Learning Limits

 At some point, we're all going to have to suck at something to get better. 


I've certainly had my fair share of sucking at things. I am the queen of realizing I made a mistake and aggressively researching how to fix it. But maybe not everything has to be fixed. 

One of my not-so-new-years resolutions was to get better at curbing my perfectionism. There's an old joke that when people ask what your greatest weakness is at job interviews, the best answer is "I'm a perfectionist." The real joke is thinking that being a perfectionist is a humble brag. I think perfectionism is different from standards. Having standards is good. Having standards means understanding how much you can do. It stands as a quality check to your work and forces you to reach further. Perfectionism, on the other hand, is an unrealistic expectation of how much you should do. I find that it kills productivity and hobbles creativity. When I lived in San Francisco, one of the most common sayings was "Fail fast, Fail forward." The idea is to find out what doesn't work quickly so you can course-correct.

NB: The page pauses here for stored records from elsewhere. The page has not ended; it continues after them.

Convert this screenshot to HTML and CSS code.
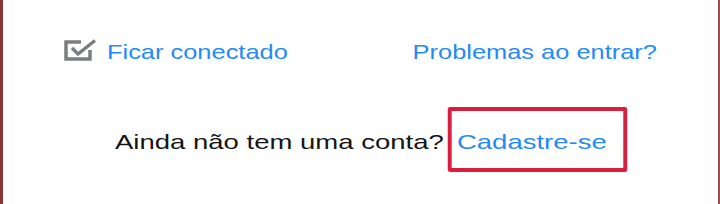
FILE: index.html
```html
<!DOCTYPE html>
<html lang="pt-BR">
<head>
    <meta charset="UTF-8">
    <title>Entrar</title>
    <link rel="stylesheet" href="styles.css">
</head>
<body>
    <div class="frame">
        <div class="options">
            <label class="remember">
                <svg class="check-icon" width="34" height="22" viewBox="0 0 34 22">
                    <path d="M18 3 H3 V20 H27 V11" fill="none" stroke="#7b7d80" stroke-width="3.5"/>
                    <path d="M9 9 L15 15 L32 1.5" fill="none" stroke="#7b7d80" stroke-width="3.5"/>
                </svg>
                <a href="#" class="link stretch-left">Ficar conectado</a>
            </label>
            <a href="#" class="link stretch-right">Problemas ao entrar?</a>
        </div>

        <div class="signup">
            <span class="question">Ainda não tem uma conta?</span>
            <span class="highlight"><a href="#" class="link">Cadastre-se</a></span>
        </div>
    </div>
</body>
</html>
```

FILE: styles.css
```css
body {
    margin: 0;
    background-color: #fff;
    font-family: 'Liberation Sans', Arial, sans-serif;
}

.frame {
    width: 720px;
    height: 204px;
    box-sizing: border-box;
    border-left: 3px solid #8b3636;
    border-right: 2px solid #9a4b52;
    overflow: hidden;
}

.options {
    display: flex;
    justify-content: space-between;
    align-items: flex-start;
    padding: 40px 61px 0 60px;
    font-size: 21px;
    line-height: 24px;
}

.remember {
    display: flex;
    align-items: flex-start;
}

.check-icon {
    margin-top: -1px;
    margin-right: 10px;
}

.link {
    color: #2589f6;
    text-decoration: none;
}

.stretch-left,
.stretch-right {
    display: inline-block;
    transform: scaleX(1.21);
}

.stretch-left {
    transform-origin: left center;
}

.stretch-right {
    transform-origin: right center;
}

.signup {
    display: flex;
    align-items: baseline;
    margin: 43px 0 0 112px;
    font-size: 21px;
    line-height: 24px;
    color: #151515;
    transform: scaleX(1.31);
    transform-origin: left top;
}

.question {
    margin-right: 3px;
}

.highlight {
    display: inline-block;
    padding: 19px 13px 14px 4px;
    border: 4px solid #dc1e3e;
    border-left-width: 3px;
    border-right-width: 3px;
    border-radius: 2px;
}
```
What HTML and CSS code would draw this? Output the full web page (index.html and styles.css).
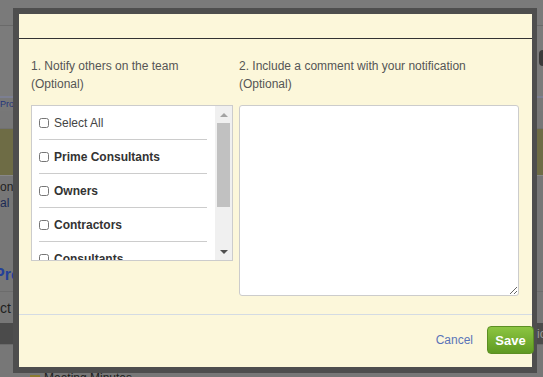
FILE: index.html
```html
<!DOCTYPE html>
<html lang="en">
<head>
    <meta charset="UTF-8">
    <title>Notify Team</title>
    <link rel="stylesheet" href="styles.css">
</head>
<body>
    <div class="page">
        <div class="band top"></div>
        <div class="band head"><span class="pill"></span></div>
        <div class="band tabs"><span class="proj">Proj</span></div>
        <div class="band plain"></div>
        <div class="band olive"></div>
        <div class="band text"><span>on</span><span class="link">al c</span></div>
        <div class="band title"><span>Pro</span></div>
        <div class="band sub"><span>ct</span></div>
        <div class="band dark"><span class="right">io</span></div>
        <div class="band rows"><span class="folder"></span>Meeting Minutes</div>
    </div>

    <div class="dialog">
        <div class="dialog-head"></div>
        <div class="dialog-body">
            <div class="col col-left">
                <label class="step">1. Notify others on the team (Optional)</label>
                <div class="listbox">
                    <ul class="list">
                        <li><input type="checkbox"> <span>Select All</span></li>
                        <li class="strong"><input type="checkbox"> <span>Prime Consultants</span></li>
                        <li class="strong"><input type="checkbox"> <span>Owners</span></li>
                        <li class="strong"><input type="checkbox"> <span>Contractors</span></li>
                        <li class="strong"><input type="checkbox"> <span>Consultants</span></li>
                    </ul>
                    <div class="scrollbar">
                        <span class="arrow up"></span>
                        <span class="thumb"></span>
                        <span class="arrow down"></span>
                    </div>
                </div>
            </div>
            <div class="col col-right">
                <label class="step">2. Include a comment with your notification (Optional)</label>
                <textarea class="comment"></textarea>
            </div>
        </div>
        <div class="dialog-foot">
            <a href="#" class="cancel">Cancel</a>
            <button class="save">Save</button>
        </div>
    </div>
</body>
</html>
```

FILE: styles.css
```css
body {
    margin: 0;
    font-family: "Liberation Sans", Arial, sans-serif;
    background: #777;
    overflow: hidden;
}
.page {
    width: 543px;
    height: 377px;
    position: relative;
    overflow: hidden;
}
.band {
    position: relative;
    font-size: 12px;
    color: #1f1f1f;
}
.top {
    height: 25px;
    background: #7a7a7a;
    border-bottom: 1px solid #6a6a6a;
}
.head {
    height: 70px;
    background: #7b7b7b;
}
.pill {
    position: absolute;
    right: -6px;
    top: 24px;
    width: 10px;
    height: 16px;
    border-radius: 4px;
    background: #3a3a3a;
}
.tabs {
    height: 13px;
    border-top: 2px solid #7c7f92;
    background: #787878;
    font-size: 9px;
    color: #25357a;
}
.proj {
    position: absolute;
    top: 1px;
}
.plain {
    height: 17px;
    background: #777;
    border-bottom: 1px solid #707070;
}
.olive {
    height: 46px;
    background: #6e6c45;
}
.text {
    height: 78px;
    background: #777;
    border-top: 1px solid #888;
}
.text span {
    position: absolute;
    left: 0;
    top: 4px;
}
.text .link {
    top: 20px;
    color: #1c2a55;
}
.title {
    height: 37px;
    border-bottom: 1px solid #6c6c6c;
    background: #777;
}
.title span {
    position: absolute;
    left: -6px;
    top: 12px;
    font-size: 16px;
    font-weight: bold;
    color: #23409a;
}
.sub {
    height: 31px;
    background: #777;
}
.sub span {
    position: absolute;
    left: 0;
    top: 8px;
    font-size: 14px;
}
.dark {
    height: 21px;
    background: #4b4b4b;
}
.dark .right {
    position: absolute;
    left: 537px;
    top: 4px;
    color: #9a9a9a;
}
.rows {
    box-sizing: border-box;
    height: 33px;
    overflow: hidden;
    background: #777;
    border-top: 1px solid #6a6a6a;
    padding-left: 30px;
    padding-top: 26px;
}
.folder {
    display: inline-block;
    width: 10px;
    height: 7px;
    margin-right: 4px;
    background: #8a7a30;
}

.dialog {
    position: absolute;
    left: 13px;
    top: 8px;
    width: 513px;
    height: 353px;
    border: 6px solid #4e4e4e;
    border-right-width: 5px;
    background: #fcf7da;
    display: flex;
    flex-direction: column;
}
.dialog-head {
    height: 24px;
    border-bottom: 1px solid #333;
}
.dialog-body {
    display: flex;
    gap: 6px;
    padding: 18px 13px 18px 12px;
    border-bottom: 1px solid #d4dbe3;
}
.col-left {
    width: 202px;
}
.col-right {
    flex: 1;
}
.step {
    display: block;
    font-size: 12px;
    line-height: 18px;
    color: #555;
    height: 36px;
    margin-bottom: 12px;
}
.col-left .step {
    width: 160px;
}
.col-right .step {
    width: 240px;
}
.listbox {
    display: flex;
    height: 154px;
    border: 1px solid #ccc;
    background: #fff;
    overflow: hidden;
}
.list {
    flex: 1;
    list-style: none;
    margin: 0;
    padding: 0 8px 0 7px;
}
.list li {
    display: flex;
    align-items: center;
    height: 33px;
    border-bottom: 1px solid #ccc;
    font-size: 12px;
    color: #444;
}
.list li.strong {
    font-weight: bold;
    color: #333;
}
.list input {
    width: 10px;
    height: 10px;
    margin: 0 5px 0 0;
}
.scrollbar {
    width: 17px;
    background: #f0f0f0;
    display: flex;
    flex-direction: column;
    align-items: center;
}
.arrow {
    width: 0;
    height: 0;
    border-left: 4px solid transparent;
    border-right: 4px solid transparent;
}
.arrow.up {
    margin-top: 7px;
    border-bottom: 4px solid #a3a3a3;
}
.arrow.down {
    margin-top: auto;
    margin-bottom: 6px;
    border-top: 4px solid #505050;
}
.thumb {
    width: 13px;
    height: 84px;
    margin-top: 6px;
    background: #c1c1c1;
}
.comment {
    display: block;
    box-sizing: border-box;
    width: 280px;
    height: 191px;
    margin: 0;
    border: 1px solid #ccc;
    border-radius: 3px;
    background: #fff;
    resize: both;
}
.dialog-foot {
    flex: 1;
    display: flex;
    justify-content: flex-end;
    align-items: center;
    gap: 14px;
    padding-bottom: 2px;
}
.cancel {
    font-size: 12px;
    color: #5a74b8;
    text-decoration: none;
}
.save {
    width: 47px;
    height: 28px;
    margin-right: -2px;
    border: 1px solid #5c8f23;
    border-radius: 4px;
    background: linear-gradient(#8cc541, #5f9a22);
    color: #fff;
    font-family: "Liberation Sans", Arial, sans-serif;
    font-size: 13px;
    font-weight: bold;
    padding: 0;
}
```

In HBR's 10 Must Reads on Emotional Intelligence, emotional intelligence is divided into 5 elements: self-awareness, self-regulation, motivation, empathy, and social skills. I felt that if I leaned strongly into one of the components, it would be self-awareness- the hallmarks of which were confidence, candor in admitting failure, and understanding their limits. The last gave me pause. I tend to think big picture, and my parents raised me to believe I could do anything. I have definitely taken on projects for the sole reason that people told me I couldn't do it, and I have definitely taken on projects to big for me at the time. I always grew into the project, but there was often a cost, such as sleep or health or confidence. I'm starting to learn that confidence and knowing your limits might be linked. When looking through my motivations for taking on more than I'm comfortable with, a good half of projects were taken on because I wasn't evaluating myself correctly and therefore wasn't prepared to do what had to be done. 

I won't say that I'll completely stop taking on projects beyond my scope. In some circumstances, I think it can be good. Rather, I'll look more carefully at why and how I'll be doing it.